+++ Collected data +++
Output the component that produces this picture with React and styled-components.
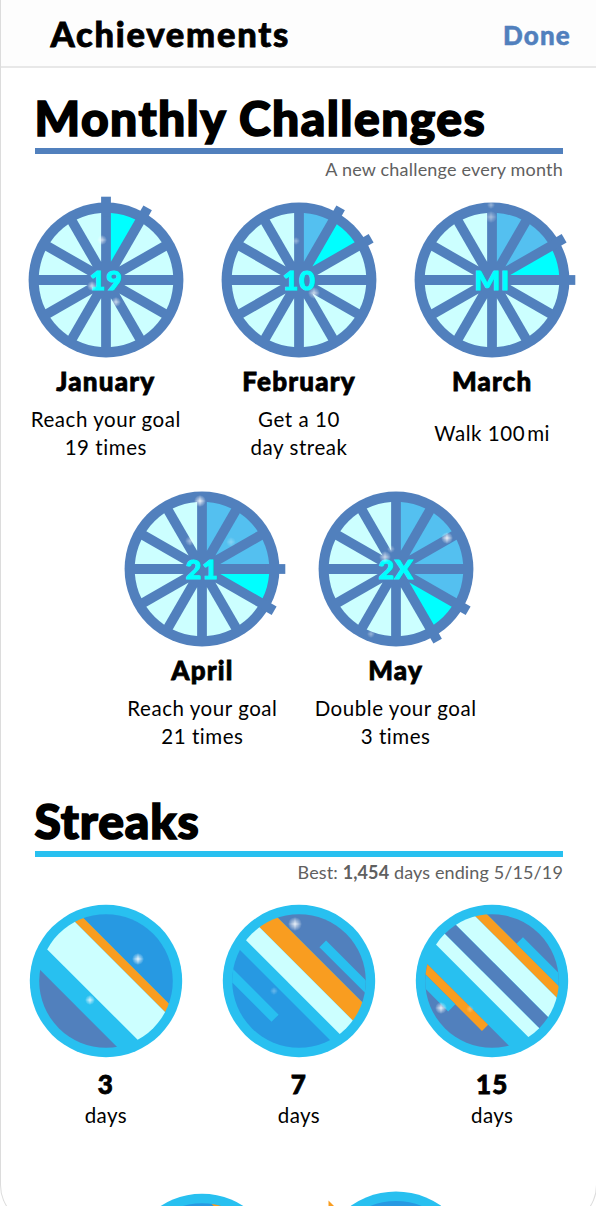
import React from "react";
import styled, { createGlobalStyle } from "styled-components";

const BLUE = "#5180bd";
const CYAN = "#28c0f0";
const SKY = "#2799e2";
const ICE = "#ccffff";
const ORANGE = "#f99d20";

const wedge = (i) => {
  // edges run parallel to the spokes, 4.9px off their centre lines
  const gap = 4.9;
  const r = 67.3;
  const half = Math.PI / 12;
  const tip = gap / Math.sin(half);
  const a = half - Math.asin(gap / r);
  const mid = (i * 30 + 15 - 90) * (Math.PI / 180);
  const p = (d, t) => `${d * Math.cos(t)} ${d * Math.sin(t)}`;
  return `M${p(tip, mid)} L${p(r, mid - a)} A${r} ${r} 0 0 1 ${p(r, mid + a)} Z`;
};

const Sparkle = ({ x, y, r = 5, o = 0.7 }) => (
  <g transform={`translate(${x} ${y})`} opacity={o}>
    <circle r={r} fill="url(#glow)" />
    <path
      d={`M0 ${-r} L.6 -.6 L${r} 0 L.6 .6 L0 ${r} L-.6 .6 L${-r} 0 L-.6 -.6Z`}
      fill="#fff"
      opacity=".5"
    />
  </g>
);

const Wheel = ({ month, label, sparkles }) => (
  <Badge viewBox="-86 -86 172 172">
    <circle r="77.4" fill={BLUE} />
    {[month, month + 1].map((n) => (
      <rect
        key={n}
        x="-4.9"
        y="-83.3"
        width="9.8"
        height="20"
        fill={BLUE}
        transform={`rotate(${n * 30})`}
      />
    ))}
    {Array.from({ length: 12 }, (_, i) => (
      <path
        key={i}
        d={wedge(i)}
        fill={i === month ? "#00ffff" : i < month ? "#54c0f0" : ICE}
      />
    ))}
    <WheelText x="0.2" y="9.8">{label}</WheelText>
    {sparkles.map((s, i) => (
      <Sparkle key={i} {...s} />
    ))}
  </Badge>
);

// bars are [y1, y2, colour, x1, x2] in a frame turned 45 degrees
const Stripes = ({ id, bars, sparkles = [], grow = 0, children }) => (
  <Badge viewBox="-86 -86 172 172">
    <clipPath id={id}>
      <circle r={66.8 + grow} />
    </clipPath>
    <circle r={76.2 + grow} fill={CYAN} />
    <g clipPath={`url(#${id})`}>
      <g transform="rotate(45)">
        {bars.map(([y1, y2, fill, x1 = -80, x2 = 80], i) => (
          <rect key={i} x={x1} y={y1} width={x2 - x1} height={y2 - y1} fill={fill} />
        ))}
      </g>
    </g>
    {children}
    {sparkles.map((s, i) => (
      <Sparkle key={i} {...s} />
    ))}
  </Badge>
);

const challenges = [
  {
    name: "January",
    lines: ["Reach your goal", "19 times"],
    label: "19",
    sparkles: [{ x: -4, y: -40 }, { x: -14, y: 6 }, { x: 10, y: 22 }],
  },
  {
    name: "February",
    lines: ["Get a 10", "day streak"],
    label: "10",
    sparkles: [{ x: -3, y: -39, r: 4, o: 0.4 }, { x: 15, y: 13, r: 6 }],
  },
  {
    name: "March",
    lines: [<React.Fragment key="mi">Walk 100<Thin />mi</React.Fragment>],
    label: "MI",
    sparkles: [{ x: -1, y: -63, r: 6, o: 0.5 }, { x: -1, y: -75, r: 4, o: 0.4 }],
  },
  {
    name: "April",
    lines: ["Reach your goal", "21 times"],
    label: "21",
    sparkles: [{ x: -2, y: -68, r: 6, o: 0.9 }, { x: -12, y: -28, o: 0.5 }, { x: 29, y: -27, o: 0.3 }],
  },
  {
    name: "May",
    lines: ["Double your goal", "3 times"],
    label: "2X",
    sparkles: [
      { x: 51, y: -31, r: 6, o: 0.9 },
      { x: -11, y: -12, r: 6 },
      { x: -5, y: -20, r: 4, o: 0.4 },
      { x: -25, y: 65, r: 4, o: 0.4 },
    ],
  },
];

const streaks = [
  {
    days: "3",
    bars: [
      [-80, -28.5, SKY],
      [-28.5, -19.8, ORANGE],
      [-19.8, 19.2, ICE],
      [38.8, 80, BLUE],
    ],
    sparkles: [{ x: 32, y: -22, r: 6, o: 0.9 }, { x: -16, y: 19, o: 0.8 }],
  },
  {
    days: "7",
    bars: [
      [-80, -29.7, BLUE],
      [-29.7, -10.1, ORANGE],
      [-10.1, 8.7, ICE],
      [19.8, 80, SKY],
      [-47.8, -38.4, CYAN, -9.5, 80],
      [38.2, 48.3, CYAN, -80, 9.4],
    ],
    sparkles: [{ x: -4, y: -57, r: 7, o: 0.9 }, { x: -25, y: 10, r: 4, o: 0.3 }],
  },
  {
    days: "15",
    bars: [
      [-80, -43.6, BLUE],
      [-43.6, -33.9, ORANGE],
      [-33.9, -14.1, ICE],
      [-14.1, 0, BLUE],
      [0, 13.9, ICE],
      [33.7, 80, BLUE],
      [33.7, 42.4, ORANGE, -80, 28.2],
      [42.4, 52.5, CYAN, -80, -9.5],
      [-52.8, -43.6, CYAN, -9, 80],
    ],
    sparkles: [{ x: -51, y: 27, r: 6, o: 0.9 }, { x: -22, y: 28, r: 4, o: 0.3 }],
  },
];

function App() {
  return (
    <Viewport>
      <GlobalStyle />
      <Screen>
        <Defs>
          <radialGradient id="glow">
            <stop offset="0" stopColor="#fff" stopOpacity=".9" />
            <stop offset="1" stopColor="#fff" stopOpacity="0" />
          </radialGradient>
        </Defs>
        <Header>
          <Title>Achievements</Title>
          <Done>Done</Done>
        </Header>
        <Section $top={22}>
          <Heading $spacing={1.45}>Monthly Challenges</Heading>
          <Rule $color={BLUE} />
          <Note $spacing={0.2}>A new challenge every month</Note>
        </Section>
        <Row $top={13}>
          {challenges.slice(0, 3).map((c, i) => (
            <Item key={c.name}>
              <Wheel month={i} label={c.label} sparkles={c.sparkles} />
              <Name>{c.name}</Name>
              <Goal>{c.lines.map((l, n) => <span key={n}>{l}</span>)}</Goal>
            </Item>
          ))}
        </Row>
        <Row $top={15}>
          {challenges.slice(3).map((c, i) => (
            <Item key={c.name}>
              <Wheel month={i + 3} label={c.label} sparkles={c.sparkles} />
              <Name>{c.name}</Name>
              <Goal>{c.lines.map((l, n) => <span key={n}>{l}</span>)}</Goal>
            </Item>
          ))}
        </Row>
        <Section $top={36}>
          <Heading $spacing={0.9}>Streaks</Heading>
          <Rule $color={CYAN} />
          <Note $spacing={0.12}>
            Best: <b>1,454</b> days ending 5/15/19
          </Note>
        </Section>
        <Row $top={11}>
          {streaks.map((s) => (
            <Item key={s.days}>
              <Stripes id={`streak${s.days}`} bars={s.bars} sparkles={s.sparkles} />
              <Name $top={2}>{s.days}</Name>
              <Days>days</Days>
            </Item>
          ))}
        </Row>
        <Row $top={53.5}>
          <Item>
            <Stripes id="streak4" bars={[[-80, 80, SKY], [-60, -53.5, ORANGE]]} />
          </Item>
          <Item>
            <Stripes id="streak5" grow={2.2} bars={[[-80, 80, SKY]]}>
              <path d="M-67.5 -69.5 L-67.5 -50 L-48 -50Z" fill={ORANGE} />
            </Stripes>
          </Item>
        </Row>
      </Screen>
    </Viewport>
  );
}

const GlobalStyle = createGlobalStyle`
  body {
    margin: 0;
    background: #fff;
    font-family: Lato, sans-serif;
    font-variant-ligatures: none;
    color: #000;
  }
`;

const Viewport = styled.div`
  width: 596px;
  height: 1206px;
  overflow: hidden;
`;

// the sheet is a little taller and wider than the viewport
const Screen = styled.div`
  box-sizing: border-box;
  width: 597px;
  height: 1225px;
  overflow: hidden;
  border: 1px solid #dcdcdc;
  border-top: 0;
  border-radius: 0 0 40px 40px;
`;

const Defs = styled.svg`
  position: absolute;
  width: 0;
  height: 0;
`;

const Header = styled.header`
  box-sizing: border-box;
  display: flex;
  align-items: center;
  justify-content: space-between;
  height: 68px;
  padding: 0 25px 0 49.5px;
  border-bottom: 2px solid #e8e8e8;
  background: #fdfdfd;
`;

const Title = styled.h1`
  margin: 0;
  font-size: 34.5px;
  font-weight: 900;
  letter-spacing: 1.75px;
  -webkit-text-stroke: 0.8px currentColor;
`;

const Done = styled.span`
  margin-top: 3px;
  color: ${BLUE};
  font-size: 26px;
  font-weight: 900;
  letter-spacing: 1.2px;
  -webkit-text-stroke: 0.5px currentColor;
`;

const Section = styled.section`
  display: flex;
  flex-direction: column;
  padding: ${(p) => p.$top}px 33px 0 33.5px;
`;

const Heading = styled.h2`
  margin: 0;
  height: 58px;
  line-height: 55px;
  font-size: 48px;
  font-weight: 900;
  letter-spacing: ${(p) => p.$spacing}px;
  -webkit-text-stroke: 1.6px currentColor;
  white-space: nowrap;
`;

const Rule = styled.div`
  height: 6px;
  background: ${(p) => p.$color};
`;

const Note = styled.p`
  align-self: flex-end;
  margin: 3px 0 0;
  height: 24px;
  line-height: 24px;
  font-size: 18px;
  color: #606060;
  letter-spacing: ${(p) => p.$spacing}px;
`;

const Row = styled.div`
  display: flex;
  justify-content: center;
  margin-top: ${(p) => p.$top}px;
  padding-left: 1px;
`;

const Item = styled.div`
  display: flex;
  flex-direction: column;
  align-items: center;
  width: 193.2px;
`;

const Badge = styled.svg`
  display: block;
  width: 172px;
  height: 172px;
  overflow: visible;
`;

const WheelText = styled.text`
  font-size: 27px;
  font-weight: 900;
  letter-spacing: 0.8px;
  text-anchor: middle;
  fill: #00ffff;
  stroke: #00ffff;
  stroke-width: 1px;
`;

const Name = styled.h3`
  margin: ${(p) => p.$top || 0}px 0 0;
  height: 31px;
  line-height: 30px;
  font-size: 26px;
  font-weight: 900;
  letter-spacing: 1.2px;
  -webkit-text-stroke: 0.8px currentColor;
`;

const Goal = styled.div`
  display: flex;
  flex-direction: column;
  align-items: center;
  justify-content: center;
  height: 71px;
  line-height: 28px;
  font-size: 20.5px;
  letter-spacing: 0.55px;
  white-space: nowrap;
`;

const Days = styled.div`
  height: 30px;
  line-height: 30px;
  font-size: 20.5px;
  letter-spacing: 0.4px;
`;

function Thin() {
  return <ThinGap />;
}

const ThinGap = styled.i`
  display: inline-block;
  width: 2px;
`;

export default App;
+++
Exercise description | Look over the listing above. Pick out and copy every line that includes "React".

Answer in full |
Output the component that produces this picture with React and styled-components.
import React from "react";
    lines: [<React.Fragment key="mi">Walk 100<Thin />mi</React.Fragment>],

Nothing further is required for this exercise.